Task to carry out: Lines holding the string "React" are the ones to copy; find them all in the data.

-=-=-

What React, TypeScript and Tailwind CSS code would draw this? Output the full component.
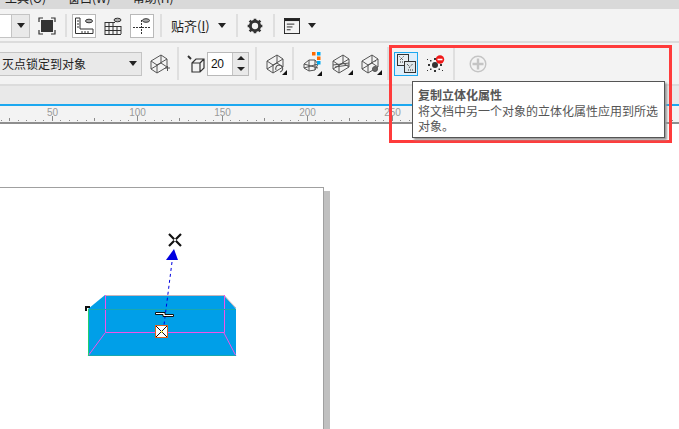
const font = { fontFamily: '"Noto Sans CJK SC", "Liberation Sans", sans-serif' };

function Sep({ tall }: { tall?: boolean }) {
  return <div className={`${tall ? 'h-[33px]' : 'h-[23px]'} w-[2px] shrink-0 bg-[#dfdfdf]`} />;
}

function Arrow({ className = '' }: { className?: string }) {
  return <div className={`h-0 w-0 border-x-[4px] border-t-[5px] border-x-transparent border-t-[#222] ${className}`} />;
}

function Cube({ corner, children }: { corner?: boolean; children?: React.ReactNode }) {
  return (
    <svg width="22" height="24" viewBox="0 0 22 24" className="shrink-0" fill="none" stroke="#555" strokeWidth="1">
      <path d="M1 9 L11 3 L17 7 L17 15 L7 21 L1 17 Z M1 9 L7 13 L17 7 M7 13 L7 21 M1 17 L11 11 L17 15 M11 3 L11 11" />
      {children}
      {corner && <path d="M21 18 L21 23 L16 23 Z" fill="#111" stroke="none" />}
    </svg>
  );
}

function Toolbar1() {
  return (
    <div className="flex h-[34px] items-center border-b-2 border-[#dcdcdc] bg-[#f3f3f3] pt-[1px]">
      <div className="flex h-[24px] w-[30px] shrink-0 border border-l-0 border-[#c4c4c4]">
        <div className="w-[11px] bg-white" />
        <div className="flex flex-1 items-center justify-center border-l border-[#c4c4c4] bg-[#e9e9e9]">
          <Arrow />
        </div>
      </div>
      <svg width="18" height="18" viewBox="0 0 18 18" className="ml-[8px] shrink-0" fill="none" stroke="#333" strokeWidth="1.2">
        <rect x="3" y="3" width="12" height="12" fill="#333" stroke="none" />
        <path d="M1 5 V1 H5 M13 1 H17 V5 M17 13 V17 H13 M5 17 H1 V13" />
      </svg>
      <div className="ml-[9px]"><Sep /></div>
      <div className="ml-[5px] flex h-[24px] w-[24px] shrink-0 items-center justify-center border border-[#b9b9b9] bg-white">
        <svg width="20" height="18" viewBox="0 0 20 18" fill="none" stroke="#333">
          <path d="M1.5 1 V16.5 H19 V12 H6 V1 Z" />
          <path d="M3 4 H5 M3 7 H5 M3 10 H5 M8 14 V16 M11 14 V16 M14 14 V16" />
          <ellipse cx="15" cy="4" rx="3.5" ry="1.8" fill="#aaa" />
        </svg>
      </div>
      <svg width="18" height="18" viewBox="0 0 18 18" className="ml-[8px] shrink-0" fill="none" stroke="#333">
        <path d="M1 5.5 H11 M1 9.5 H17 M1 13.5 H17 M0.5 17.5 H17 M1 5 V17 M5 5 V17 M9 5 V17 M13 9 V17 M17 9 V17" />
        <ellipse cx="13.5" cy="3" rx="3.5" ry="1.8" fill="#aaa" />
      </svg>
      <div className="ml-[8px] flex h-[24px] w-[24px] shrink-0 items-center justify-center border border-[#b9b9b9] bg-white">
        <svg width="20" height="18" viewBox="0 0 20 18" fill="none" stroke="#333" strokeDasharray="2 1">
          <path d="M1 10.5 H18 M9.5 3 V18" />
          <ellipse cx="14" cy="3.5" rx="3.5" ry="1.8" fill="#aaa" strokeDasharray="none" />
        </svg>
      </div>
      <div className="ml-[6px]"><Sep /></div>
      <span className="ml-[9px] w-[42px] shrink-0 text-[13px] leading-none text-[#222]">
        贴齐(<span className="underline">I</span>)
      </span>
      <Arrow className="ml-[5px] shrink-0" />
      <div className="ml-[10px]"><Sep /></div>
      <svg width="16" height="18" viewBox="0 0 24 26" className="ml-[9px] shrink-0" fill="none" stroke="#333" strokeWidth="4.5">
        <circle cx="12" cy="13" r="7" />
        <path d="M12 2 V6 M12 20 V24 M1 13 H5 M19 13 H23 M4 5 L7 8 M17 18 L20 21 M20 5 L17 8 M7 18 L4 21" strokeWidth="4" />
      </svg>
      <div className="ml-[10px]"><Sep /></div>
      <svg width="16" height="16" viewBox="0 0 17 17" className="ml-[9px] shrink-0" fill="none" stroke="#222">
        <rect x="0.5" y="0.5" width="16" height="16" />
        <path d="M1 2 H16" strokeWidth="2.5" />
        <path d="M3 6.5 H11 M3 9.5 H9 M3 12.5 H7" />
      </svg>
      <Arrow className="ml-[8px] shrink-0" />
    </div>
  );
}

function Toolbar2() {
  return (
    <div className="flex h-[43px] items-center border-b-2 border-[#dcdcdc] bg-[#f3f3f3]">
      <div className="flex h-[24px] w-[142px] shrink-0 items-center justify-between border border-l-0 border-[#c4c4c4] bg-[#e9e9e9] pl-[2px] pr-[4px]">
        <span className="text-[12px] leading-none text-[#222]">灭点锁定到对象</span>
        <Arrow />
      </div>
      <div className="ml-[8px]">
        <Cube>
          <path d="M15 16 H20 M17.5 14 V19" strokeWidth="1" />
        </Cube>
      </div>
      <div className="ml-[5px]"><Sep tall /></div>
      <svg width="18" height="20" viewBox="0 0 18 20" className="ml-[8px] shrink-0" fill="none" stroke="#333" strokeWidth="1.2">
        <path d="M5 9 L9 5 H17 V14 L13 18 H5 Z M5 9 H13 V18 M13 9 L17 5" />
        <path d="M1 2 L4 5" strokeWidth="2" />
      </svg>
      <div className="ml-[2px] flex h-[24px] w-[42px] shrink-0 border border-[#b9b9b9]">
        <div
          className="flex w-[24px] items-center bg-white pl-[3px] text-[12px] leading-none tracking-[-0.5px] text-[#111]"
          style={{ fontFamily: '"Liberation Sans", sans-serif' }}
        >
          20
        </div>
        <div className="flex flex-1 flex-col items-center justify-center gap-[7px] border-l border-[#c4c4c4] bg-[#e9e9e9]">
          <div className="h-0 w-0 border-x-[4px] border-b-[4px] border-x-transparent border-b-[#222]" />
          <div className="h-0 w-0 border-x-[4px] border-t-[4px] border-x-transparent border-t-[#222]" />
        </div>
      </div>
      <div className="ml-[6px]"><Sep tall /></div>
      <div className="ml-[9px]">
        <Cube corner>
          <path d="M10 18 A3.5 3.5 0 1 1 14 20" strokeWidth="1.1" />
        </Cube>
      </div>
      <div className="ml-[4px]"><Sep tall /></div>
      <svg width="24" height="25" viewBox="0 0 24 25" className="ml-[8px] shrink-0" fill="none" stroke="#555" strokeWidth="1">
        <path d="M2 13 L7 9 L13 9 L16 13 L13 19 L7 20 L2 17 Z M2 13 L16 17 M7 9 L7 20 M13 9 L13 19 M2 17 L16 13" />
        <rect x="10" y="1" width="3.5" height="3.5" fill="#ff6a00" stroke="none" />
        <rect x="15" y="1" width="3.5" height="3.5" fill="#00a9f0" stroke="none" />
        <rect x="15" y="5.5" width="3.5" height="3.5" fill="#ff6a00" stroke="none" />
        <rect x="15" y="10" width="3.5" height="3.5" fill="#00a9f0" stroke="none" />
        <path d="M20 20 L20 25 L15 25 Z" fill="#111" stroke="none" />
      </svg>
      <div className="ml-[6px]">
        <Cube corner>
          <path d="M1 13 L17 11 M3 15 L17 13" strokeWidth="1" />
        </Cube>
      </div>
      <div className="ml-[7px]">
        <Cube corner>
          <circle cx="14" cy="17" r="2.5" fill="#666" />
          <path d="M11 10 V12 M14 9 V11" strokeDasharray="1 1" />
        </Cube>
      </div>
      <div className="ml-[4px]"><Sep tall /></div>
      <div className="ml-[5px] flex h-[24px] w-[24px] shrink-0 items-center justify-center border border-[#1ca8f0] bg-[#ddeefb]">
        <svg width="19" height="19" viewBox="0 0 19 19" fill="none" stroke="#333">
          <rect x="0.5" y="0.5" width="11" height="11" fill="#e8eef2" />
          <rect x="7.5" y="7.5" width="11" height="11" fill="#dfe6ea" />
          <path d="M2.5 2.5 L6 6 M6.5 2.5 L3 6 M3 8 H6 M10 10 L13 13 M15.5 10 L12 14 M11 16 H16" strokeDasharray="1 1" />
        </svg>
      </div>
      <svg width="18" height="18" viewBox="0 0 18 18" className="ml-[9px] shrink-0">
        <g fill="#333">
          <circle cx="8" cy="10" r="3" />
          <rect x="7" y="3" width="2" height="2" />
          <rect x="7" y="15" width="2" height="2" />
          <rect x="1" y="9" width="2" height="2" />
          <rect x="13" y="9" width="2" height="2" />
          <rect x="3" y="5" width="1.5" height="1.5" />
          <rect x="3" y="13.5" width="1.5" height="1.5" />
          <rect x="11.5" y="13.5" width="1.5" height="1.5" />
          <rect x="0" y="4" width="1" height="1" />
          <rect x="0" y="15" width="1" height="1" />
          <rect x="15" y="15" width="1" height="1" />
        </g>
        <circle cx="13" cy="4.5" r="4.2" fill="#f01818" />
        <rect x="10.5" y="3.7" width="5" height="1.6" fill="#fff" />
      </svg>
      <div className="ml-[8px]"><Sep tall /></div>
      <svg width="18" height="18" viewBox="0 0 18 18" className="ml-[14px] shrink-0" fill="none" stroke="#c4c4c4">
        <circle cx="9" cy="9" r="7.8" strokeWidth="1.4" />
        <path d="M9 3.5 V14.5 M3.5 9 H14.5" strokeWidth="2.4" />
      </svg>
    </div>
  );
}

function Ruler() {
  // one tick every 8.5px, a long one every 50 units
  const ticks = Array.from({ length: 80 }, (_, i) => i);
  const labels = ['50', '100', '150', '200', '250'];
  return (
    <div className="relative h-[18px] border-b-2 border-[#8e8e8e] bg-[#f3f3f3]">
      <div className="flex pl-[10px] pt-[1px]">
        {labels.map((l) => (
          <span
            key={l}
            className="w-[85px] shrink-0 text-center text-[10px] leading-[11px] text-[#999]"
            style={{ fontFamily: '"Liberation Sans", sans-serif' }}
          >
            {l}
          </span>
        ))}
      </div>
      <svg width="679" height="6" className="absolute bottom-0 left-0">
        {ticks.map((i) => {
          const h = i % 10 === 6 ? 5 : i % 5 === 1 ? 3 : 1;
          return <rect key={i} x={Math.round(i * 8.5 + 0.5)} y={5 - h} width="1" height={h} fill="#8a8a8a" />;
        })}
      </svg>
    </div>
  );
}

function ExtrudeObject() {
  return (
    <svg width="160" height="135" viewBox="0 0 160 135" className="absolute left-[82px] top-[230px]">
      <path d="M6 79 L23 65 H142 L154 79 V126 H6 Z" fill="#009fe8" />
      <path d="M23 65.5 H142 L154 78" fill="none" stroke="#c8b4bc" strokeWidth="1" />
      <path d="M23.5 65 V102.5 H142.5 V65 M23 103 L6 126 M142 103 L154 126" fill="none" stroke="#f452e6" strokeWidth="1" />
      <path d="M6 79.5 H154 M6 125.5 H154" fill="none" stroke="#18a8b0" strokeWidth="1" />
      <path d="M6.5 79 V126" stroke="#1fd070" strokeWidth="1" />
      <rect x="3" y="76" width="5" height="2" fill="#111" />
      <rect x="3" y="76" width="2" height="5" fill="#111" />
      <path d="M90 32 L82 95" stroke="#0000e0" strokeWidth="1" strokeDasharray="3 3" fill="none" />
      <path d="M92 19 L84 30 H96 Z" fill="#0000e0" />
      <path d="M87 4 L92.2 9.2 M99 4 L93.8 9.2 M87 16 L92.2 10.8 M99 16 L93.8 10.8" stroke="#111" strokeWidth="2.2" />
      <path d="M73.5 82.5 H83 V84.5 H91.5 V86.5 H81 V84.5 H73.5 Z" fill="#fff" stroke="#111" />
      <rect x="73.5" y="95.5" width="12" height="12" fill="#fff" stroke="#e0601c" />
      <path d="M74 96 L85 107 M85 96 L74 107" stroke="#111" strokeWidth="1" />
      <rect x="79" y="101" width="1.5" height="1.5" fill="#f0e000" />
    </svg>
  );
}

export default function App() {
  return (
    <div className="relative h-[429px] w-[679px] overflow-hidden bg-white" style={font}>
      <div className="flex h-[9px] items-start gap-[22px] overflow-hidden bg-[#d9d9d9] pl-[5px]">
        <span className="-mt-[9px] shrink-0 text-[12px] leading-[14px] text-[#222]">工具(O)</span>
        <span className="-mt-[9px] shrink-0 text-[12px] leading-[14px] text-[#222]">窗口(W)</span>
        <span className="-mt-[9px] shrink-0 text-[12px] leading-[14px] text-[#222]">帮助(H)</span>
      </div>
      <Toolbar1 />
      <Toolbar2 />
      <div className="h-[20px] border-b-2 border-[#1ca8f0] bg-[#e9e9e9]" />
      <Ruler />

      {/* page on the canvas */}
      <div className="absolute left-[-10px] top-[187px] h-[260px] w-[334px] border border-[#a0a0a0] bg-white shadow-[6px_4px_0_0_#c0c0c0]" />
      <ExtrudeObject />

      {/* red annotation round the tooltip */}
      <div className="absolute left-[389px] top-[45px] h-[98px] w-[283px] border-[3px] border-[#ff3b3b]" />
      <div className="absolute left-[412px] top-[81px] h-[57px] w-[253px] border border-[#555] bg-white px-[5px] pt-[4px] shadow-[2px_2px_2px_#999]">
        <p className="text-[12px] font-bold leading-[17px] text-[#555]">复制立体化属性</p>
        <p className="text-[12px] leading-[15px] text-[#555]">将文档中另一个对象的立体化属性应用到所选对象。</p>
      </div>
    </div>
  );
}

-=-=-

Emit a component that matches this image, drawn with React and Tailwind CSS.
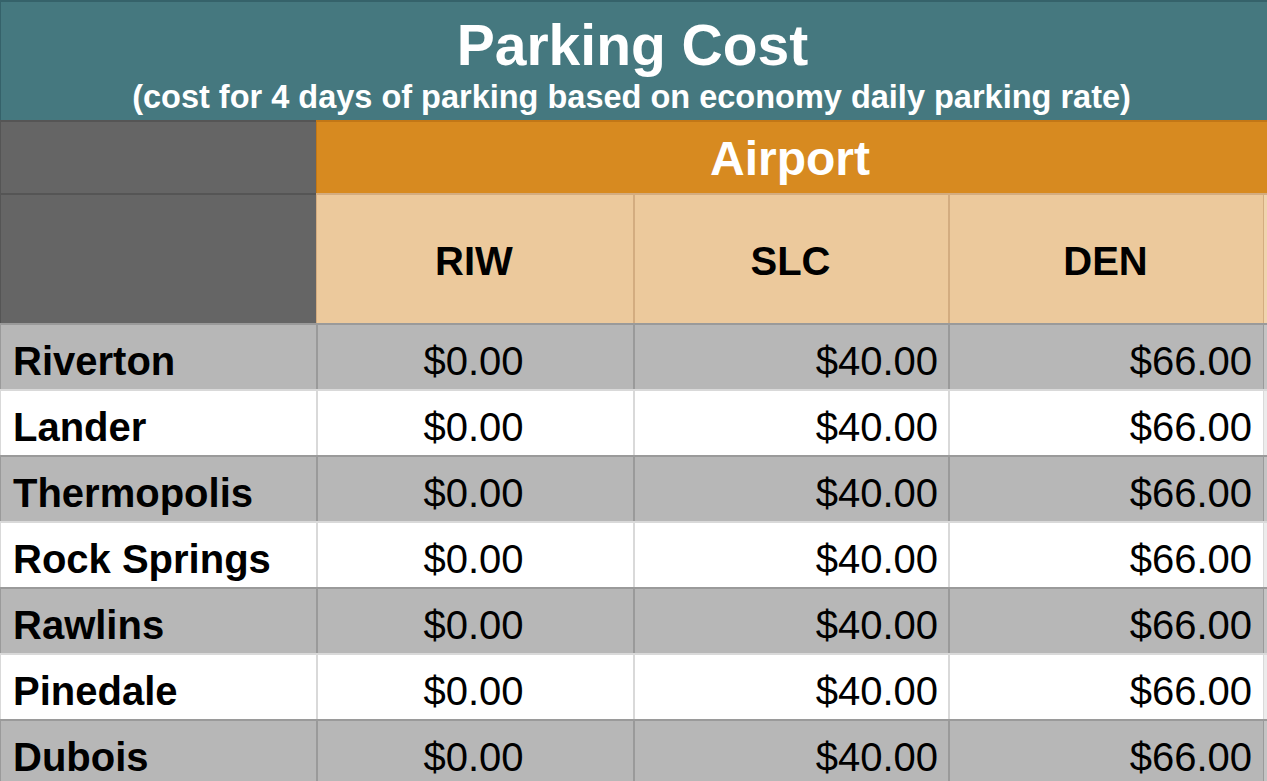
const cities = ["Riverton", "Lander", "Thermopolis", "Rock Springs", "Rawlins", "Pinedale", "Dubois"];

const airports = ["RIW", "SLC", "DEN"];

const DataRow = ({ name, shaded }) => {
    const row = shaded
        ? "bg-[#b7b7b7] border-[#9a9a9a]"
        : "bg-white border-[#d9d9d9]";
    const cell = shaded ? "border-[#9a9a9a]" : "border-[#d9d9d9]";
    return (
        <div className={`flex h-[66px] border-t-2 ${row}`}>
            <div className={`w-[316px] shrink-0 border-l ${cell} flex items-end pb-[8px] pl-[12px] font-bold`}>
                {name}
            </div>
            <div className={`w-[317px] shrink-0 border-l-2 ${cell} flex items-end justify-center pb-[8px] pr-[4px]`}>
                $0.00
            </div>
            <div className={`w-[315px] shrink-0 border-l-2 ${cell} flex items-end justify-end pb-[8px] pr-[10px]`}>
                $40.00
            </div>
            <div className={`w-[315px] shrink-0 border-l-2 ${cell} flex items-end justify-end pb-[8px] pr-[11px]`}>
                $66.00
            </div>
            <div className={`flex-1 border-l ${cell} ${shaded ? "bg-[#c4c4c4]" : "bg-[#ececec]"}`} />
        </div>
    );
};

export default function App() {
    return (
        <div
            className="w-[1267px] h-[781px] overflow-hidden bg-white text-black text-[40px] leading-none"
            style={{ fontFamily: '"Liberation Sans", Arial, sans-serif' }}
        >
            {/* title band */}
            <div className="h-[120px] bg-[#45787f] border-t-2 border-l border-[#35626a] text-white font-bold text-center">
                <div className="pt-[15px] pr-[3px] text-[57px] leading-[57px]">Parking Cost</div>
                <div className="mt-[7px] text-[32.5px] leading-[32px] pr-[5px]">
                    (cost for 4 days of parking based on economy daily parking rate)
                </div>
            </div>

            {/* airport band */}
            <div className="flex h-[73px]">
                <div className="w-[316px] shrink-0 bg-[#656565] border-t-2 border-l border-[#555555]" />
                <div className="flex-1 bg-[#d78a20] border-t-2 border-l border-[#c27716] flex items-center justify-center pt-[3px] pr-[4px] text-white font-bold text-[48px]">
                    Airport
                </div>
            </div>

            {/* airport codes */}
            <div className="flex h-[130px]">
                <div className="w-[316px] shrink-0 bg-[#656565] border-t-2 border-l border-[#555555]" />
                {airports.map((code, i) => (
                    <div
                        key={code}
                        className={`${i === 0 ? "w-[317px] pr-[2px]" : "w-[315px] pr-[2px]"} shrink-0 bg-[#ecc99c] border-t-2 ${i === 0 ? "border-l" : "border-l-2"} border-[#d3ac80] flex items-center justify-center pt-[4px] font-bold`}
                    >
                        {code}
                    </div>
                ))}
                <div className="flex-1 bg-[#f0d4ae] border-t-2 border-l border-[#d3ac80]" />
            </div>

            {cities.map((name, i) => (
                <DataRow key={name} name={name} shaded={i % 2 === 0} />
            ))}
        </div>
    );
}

-=-=-

Right answer:
What React, TypeScript and Tailwind CSS code would draw this? Output the full component.
function Cube({ corner, children }: { corner?: boolean; children?: React.ReactNode }) {
Emit a component that matches this image, drawn with React and Tailwind CSS.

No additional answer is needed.